Former Ukrainian MP and for a decade Russian collaborator Igor Dmitriyev tells a journalist that ‘the only thing Russia can offer the Ukrainians is either total annihilation or the construction of the proverbial DNR’. And he concludes: ‘it doesn't work like that’, referring to Ukraine's fierce resistance to submission. The A journalist asks what he means by the DNR, Dmitriyev replies that it is not just the economic collapse (as Russians traditionally blame it on the war) but, above all, the ‘low level of legal culture’, a euphemism so stretched that he elaborates on it himself and speaks plainly of ‘banditry, lawlessness, taking away companies’. He goes on to say, with regret, that ‘Russia had so many instruments to pressure Ukraine’ into war, but used none of them.
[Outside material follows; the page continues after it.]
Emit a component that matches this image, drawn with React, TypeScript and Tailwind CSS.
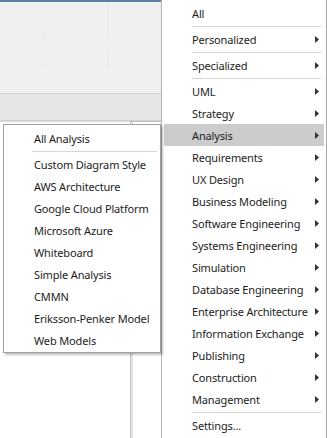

Dmitriyev is, of course, right in the first part, essentially accurately summarising Russia's offer to Eastern Europe as a whole. It boils down to threats of annihilation to force neighbours to agree to the introduction of Russian lawlessness and manual control of everything from the Kremlin. Russia's neighbours remember numerous interventions over street names, monuments, blackmailing over gas and oil supplies, the Mažeikiai refinery affair or attempts to take over Central European companies.
Dmitry, on the other hand, overlooks one minor aspect - after all, this ‘Russian diplomacy’ did not start in 2014 but has continued uninterruptedly, with varying intensity, since 1991. This is why the Visegrad Group joined NATO, the Orange Revolution broke out in Ukraine and then Euromaidan. Its immediate cause, after all, was Yanukovych's change of heart on the EU after his servile visit to Sochi. And then, too, the Russians consistently used violence as a primary means of persuasion - the Euromaidan massacre on 30 November 2013, the kidnappings, killings of participants, beatings by ‘titushkas’ and then the killing of over a hundred protesters by snipers on 18-19 February 2014.
The Russians used such brutal measures because they always work against Russian society, which always gives way after the first blow with a knout (how long did the 2012 protests last? three days). The cognitive error, of course, is in assuming that everyone is as compliant as the Russians, but the Russian elite have been reasserting themselves by repeating for decades that ‘Ukrainian is a dialect of Russian’ and that ‘a chicken is not a bird, Poland is not a foreign country’ (a contemptuous Russian rhyme). So Dmitry, after a decade of war, has understood that Russia's non-alternative diplomacy does not work with countries larger than Georgia. But he still doesn't understand that it was exactly the same ‘diplomacy’ that created Euromaidan and hostility to Russia at a time when he was still pursuing Russian interests in Ukraine.